Urban Myth

Ξ April 26th, 2010 | → 1 Comments | ∇ 90041, 90042, Beyond Northeast, Highland Park, Press |

In honor of Ira Glass’ recent excoriation of Republican gubernatorial candidate Steve Poizner, we’ve decided to address a couple of recent descriptions of our neighborhood that don’t sit well with us.  If you haven’t heard This American Life’s episode “True Urban Legend”, Poizner has some difficulty defending his depiction of his semester at San Jose’s Mt. Pleasant High School, which he generally portrayed as the opening scene from the Gangsta’s Paradise music video.  Likewise, we’d like to call to task two depictions of our neighborhoods that seem to stand more on urban myth than reality.

First, our local Northeast paper wrote what appeared to be a well-intentioned bucolic description of a neighborhood walk.  Just like the old Highlights Magazine covers, see if you can spot something incongruous:

Now I am in full view of the Eagle Rock.  She looks down over treetops.  I wonder will the trees soon block her from view?  I stop and look here, then there, all along the way to the post office and see everything, and everything is in bloom, everything is shining.  Even the homeless people near McDonald’s look shiny and new.  Legs aching, I wait for the Dash bus to bring me back home.  That was a good walk.

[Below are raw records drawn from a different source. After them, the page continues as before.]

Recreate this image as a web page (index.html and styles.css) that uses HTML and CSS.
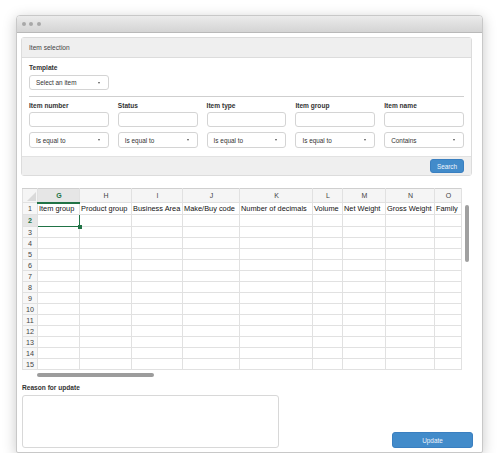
FILE: index.html
```html
<!DOCTYPE html>
<html>
<head>
<meta charset="utf-8">
<link rel="stylesheet" href="styles.css">
</head>
<body>
<div class="window">
  <div class="titlebar">
    <span class="dot"></span><span class="dot"></span><span class="dot"></span>
  </div>
  <div class="content">
    <div class="panel">
      <div class="panel-head">Item selection</div>
      <div class="panel-body">
        <div class="label">Template</div>
        <div class="select tpl"><span>Select an item</span><i class="caret"></i></div>
        <div class="rule"></div>
        <div class="fields">
          <div class="field">
            <div class="label">Item number</div>
            <div class="input"></div>
            <div class="select"><span>Is equal to</span><i class="caret"></i></div>
          </div>
          <div class="field">
            <div class="label">Status</div>
            <div class="input"></div>
            <div class="select"><span>Is equal to</span><i class="caret"></i></div>
          </div>
          <div class="field">
            <div class="label">Item type</div>
            <div class="input"></div>
            <div class="select"><span>Is equal to</span><i class="caret"></i></div>
          </div>
          <div class="field">
            <div class="label">Item group</div>
            <div class="input"></div>
            <div class="select"><span>Is equal to</span><i class="caret"></i></div>
          </div>
          <div class="field">
            <div class="label">Item name</div>
            <div class="input"></div>
            <div class="select"><span>Contains</span><i class="caret"></i></div>
          </div>
        </div>
      </div>
      <div class="panel-foot"><button class="btn search">Search</button></div>
    </div>

    <div class="sheet-wrap">
      <div class="sheet">
        <table>
          <colgroup>
            <col class="c-rn"><col class="c-g"><col class="c-h"><col class="c-i"><col class="c-j"><col class="c-k"><col class="c-l"><col class="c-m"><col class="c-n"><col class="c-o">
          </colgroup>
          <thead>
            <tr class="hdr">
              <th class="corner"><i class="tri"></i></th><th class="sel">G</th><th>H</th><th>I</th><th>J</th><th>K</th><th>L</th><th>M</th><th>N</th><th>O</th>
            </tr>
          </thead>
          <tbody>
            <tr class="r1"><td class="rn">1</td><td>Item group</td><td>Product group</td><td>Business Area</td><td>Make/Buy code</td><td>Number of decimals</td><td>Volume</td><td>Net Weight</td><td>Gross Weight</td><td>Family</td></tr>
            <tr class="r2"><td class="rn on">2</td><td class="active"><i class="handle"></i></td><td></td><td></td><td></td><td></td><td></td><td></td><td></td><td></td></tr>
            <tr><td class="rn">3</td><td></td><td></td><td></td><td></td><td></td><td></td><td></td><td></td><td></td></tr>
            <tr><td class="rn">4</td><td></td><td></td><td></td><td></td><td></td><td></td><td></td><td></td><td></td></tr>
            <tr><td class="rn">5</td><td></td><td></td><td></td><td></td><td></td><td></td><td></td><td></td><td></td></tr>
            <tr><td class="rn">6</td><td></td><td></td><td></td><td></td><td></td><td></td><td></td><td></td><td></td></tr>
            <tr><td class="rn">7</td><td></td><td></td><td></td><td></td><td></td><td></td><td></td><td></td><td></td></tr>
            <tr><td class="rn">8</td><td></td><td></td><td></td><td></td><td></td><td></td><td></td><td></td><td></td></tr>
            <tr><td class="rn">9</td><td></td><td></td><td></td><td></td><td></td><td></td><td></td><td></td><td></td></tr>
            <tr><td class="rn">10</td><td></td><td></td><td></td><td></td><td></td><td></td><td></td><td></td><td></td></tr>
            <tr><td class="rn">11</td><td></td><td></td><td></td><td></td><td></td><td></td><td></td><td></td><td></td></tr>
            <tr><td class="rn">12</td><td></td><td></td><td></td><td></td><td></td><td></td><td></td><td></td><td></td></tr>
            <tr><td class="rn">13</td><td></td><td></td><td></td><td></td><td></td><td></td><td></td><td></td><td></td></tr>
            <tr><td class="rn">14</td><td></td><td></td><td></td><td></td><td></td><td></td><td></td><td></td><td></td></tr>
            <tr><td class="rn">15</td><td></td><td></td><td></td><td></td><td></td><td></td><td></td><td></td><td></td></tr>
          </tbody>
        </table>
        <div class="hscroll"><div class="hthumb"></div></div>
      </div>
      <div class="vscroll"></div>
    </div>

    <div class="label reason">Reason for update</div>
    <div class="bottom">
      <div class="textarea"></div>
      <button class="btn update">Update</button>
    </div>
  </div>
</div>
</body>
</html>
```

FILE: styles.css
```css
* { box-sizing: border-box; }
html, body { margin: 0; padding: 0; background: #fff; }
body { font-family: "Liberation Sans", Arial, sans-serif; color: #333; }

.window {
  margin: 15px 0 0 16px;
  width: 467px;
  height: 438px;
  border: 1px solid #c8c8c8;
  border-radius: 4px 4px 2px 2px;
  box-shadow: 0 3px 14px rgba(0,0,0,0.22);
  background: #fff;
  overflow: hidden;
}
.titlebar {
  height: 17px;
  background: linear-gradient(#ebebeb, #d4d4d4);
  border-bottom: 1px solid #b9b9b9;
  display: flex;
  align-items: center;
  gap: 3.5px;
  padding-left: 4.5px;
}
.dot { width: 4px; height: 4px; border-radius: 50%; background: #a8a8a8; }

.content { padding: 4px 9px 0 4px; }

.panel {
  margin-right: 1px;
  border: 1px solid #dcdcdc;
  border-radius: 3px;
}
.panel-head {
  height: 20px;
  background: #efefef;
  border-bottom: 1px solid #dcdcdc;
  font-size: 6.6px;
  line-height: 19px;
  padding-left: 7px;
  color: #444;
}
.panel-body { padding: 5px 7px 8px 7px; }
.label { font-size: 6.6px; font-weight: bold; line-height: 9px; color: #333; }
.panel-body > .label { margin-bottom: 3px; }
.select, .input {
  height: 15px;
  border: 1px solid #d4d4d4;
  border-radius: 3px;
  background: #fff;
}
.select {
  display: flex;
  align-items: center;
  justify-content: space-between;
  padding: 0 6px;
  font-size: 6.4px;
  color: #333;
}
.tpl { width: 80px; }
.caret {
  width: 0; height: 0;
  border-left: 1.6px solid transparent;
  border-right: 1.6px solid transparent;
  border-top: 2px solid #555;
  margin-right: 2px;
}
.rule { height: 1px; background: #cfcfcf; margin: 6px 0 4px; }
.fields {
  display: grid;
  grid-template-columns: repeat(5, 1fr);
  column-gap: 9px;
}
.field .label { margin-bottom: 2px; }
.field .input { margin-bottom: 5px; }
.field .select { height: 16px; }

.panel-foot {
  height: 19px;
  background: #efefef;
  border-top: 1px solid #e2e2e2;
  display: flex;
  justify-content: flex-end;
  align-items: center;
  padding-right: 7px;
}
.btn {
  border: 1px solid #3a7fc0;
  background: #428bca;
  color: #eef4fb;
  font-family: "Liberation Sans", Arial, sans-serif;
  font-size: 6.4px;
  border-radius: 3px;
  padding: 0;
}
.search { width: 34px; height: 14px; }

.sheet-wrap { display: flex; margin-top: 12px; margin-left: 1px; }
.sheet { width: 439px; }
.vscroll {
  width: 4px; height: 57px;
  margin: 17px 0 0 4px;
  background: #a0a0a0;
  border-radius: 2px;
}
table {
  border-collapse: collapse;
  table-layout: fixed;
  width: 439px;
  font-family: "Liberation Sans", Arial, sans-serif;
  font-size: 7.4px;
  color: #111;
}
.c-rn { width: 15px; } .c-g { width: 42px; } .c-h { width: 52px; } .c-i { width: 51px; }
.c-j { width: 57px; } .c-k { width: 73px; } .c-l { width: 30px; } .c-m { width: 43px; }
.c-n { width: 49px; } .c-o { width: 27px; }
th, td {
  border: 1px solid #e1e1e1;
  padding: 0 0 0 1px;
  white-space: nowrap;
  overflow: hidden;
  height: 11px;
  line-height: 9px;
}
.hdr th {
  height: 14px;
  background: #f5f5f5;
  font-weight: normal;
  color: #444;
  font-size: 7px;
  border-top: 1px solid #cfcfcf;
  text-align: center;
}
.hdr th.sel {
  background: #e6e6e6;
  color: #217346;
  font-weight: bold;
  border-bottom: 2px solid #217346;
}
.corner { position: relative; }
.tri {
  position: absolute; right: 1px; bottom: 1px;
  width: 0; height: 0;
  border-left: 9px solid transparent;
  border-bottom: 9px solid #dadada;
}
.r1 td, .r2 td { height: 12px; }
.rn {
  background: #f7f7f7;
  color: #444;
  text-align: center;
  font-size: 7.2px;
  padding: 0;
}
.rn.on { color: #217346; font-weight: bold; background: #e6e6e6; }
td.active {
  border: 1.5px solid #217346;
  position: relative;
  overflow: visible;
}
.handle {
  position: absolute; right: -2.5px; bottom: -2.5px;
  width: 4px; height: 4px; background: #217346;
}
.hscroll { height: 8px; padding: 3px 0 0 15px; }
.hthumb { width: 117px; height: 3.5px; background: #9c9c9c; border-radius: 2px; }

.reason { margin: 5px 0 0 1px; }
.bottom {
  display: flex;
  justify-content: space-between;
  align-items: flex-end;
  margin: 3px 0 0 1px;
}
.textarea {
  width: 257px; height: 53px;
  border: 1px solid #d8d8d8;
  border-radius: 3px;
}
.update { width: 81px; height: 16px; }
```
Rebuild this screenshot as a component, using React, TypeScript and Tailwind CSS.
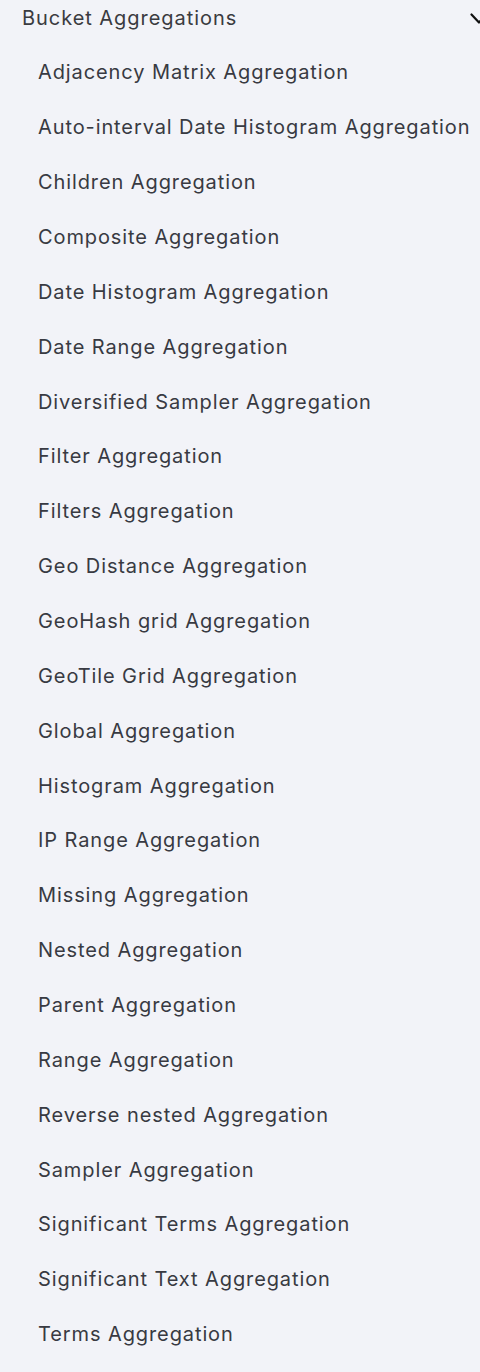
const items = [
  "Adjacency Matrix Aggregation",
  "Auto-interval Date Histogram Aggregation",
  "Children Aggregation",
  "Composite Aggregation",
  "Date Histogram Aggregation",
  "Date Range Aggregation",
  "Diversified Sampler Aggregation",
  "Filter Aggregation",
  "Filters Aggregation",
  "Geo Distance Aggregation",
  "GeoHash grid Aggregation",
  "GeoTile Grid Aggregation",
  "Global Aggregation",
  "Histogram Aggregation",
  "IP Range Aggregation",
  "Missing Aggregation",
  "Nested Aggregation",
  "Parent Aggregation",
  "Range Aggregation",
  "Reverse nested Aggregation",
  "Sampler Aggregation",
  "Significant Terms Aggregation",
  "Significant Text Aggregation",
  "Terms Aggregation",
]

export default function App() {
  return (
    <div className="min-h-[1372px] w-[480px] overflow-hidden bg-[#f2f3f8] font-['Inter',sans-serif] text-[#383a42]">
      {/* section header */}
      <div className="flex h-[36px] w-[490px] items-center justify-between pl-[22px]">
        <span className="text-[20px] leading-none tracking-[0.95px] text-[#3a3b40]">Bucket Aggregations</span>
        <svg width="20" height="12" viewBox="0 0 20 12" fill="none" stroke="#111" strokeWidth="2.2" strokeLinecap="round" strokeLinejoin="round" className="mt-[2px]">
          <polyline points="1.5,1.5 9,9.5 16.5,1.5" />
        </svg>
      </div>

      <ul className="pt-[9px]">
        {items.map((item) => (
          <li key={item} className="flex h-[54.86px] items-center pl-[38px]">
            <a href="#" className="whitespace-nowrap text-[20px] leading-none tracking-[0.9px]">
              {item}
            </a>
          </li>
        ))}
      </ul>
    </div>
  )
}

Now onto something that I can more effectively apply logic to, the travel website Wikitravel.org needs a geography lesson from the bloggers over at LAEastside.  Not only do they commit the cardinal sin in their entry on Los Angeles in defining the Eastside as “north of downtown and east of Hollywood”, but for some unknown reason, they locate Highland Park and Eagle Rock in East L.A.  Now, mistakenly placing Hollywood and Highland as the center of Los Angeles  has been debated ad-nauseum on the internet, and to be fair, at least Wikitravel didn’t place us “east of East L.A.”.  What bothers me is the warning to travellers that East L.A., which includes Eagle Rock and Highland Park, is “dangerous regardless of time of day and should be avoided altogether when walking if possible“.  I don’t for a moment delude myself into thinking that brochures for Northeast Los Angeles will begin disappearing from the shelves of travel agents in Buffalo, but one of the reasons we founded this website was to accurately craft an image of our neighborhood for friends who joked about bringing their passports to drive east of the 5.

Therefore, I’d like to see a concerted effort on all of our parts to correct the Wikitravel article.  Correctly defining Los Angeles’ Eastside isn’t my prerogative, but the article should at least properly define East L.A. and avoid characterizing it as somewhere to avoid at all costs.  I hope to see you on their discussion page.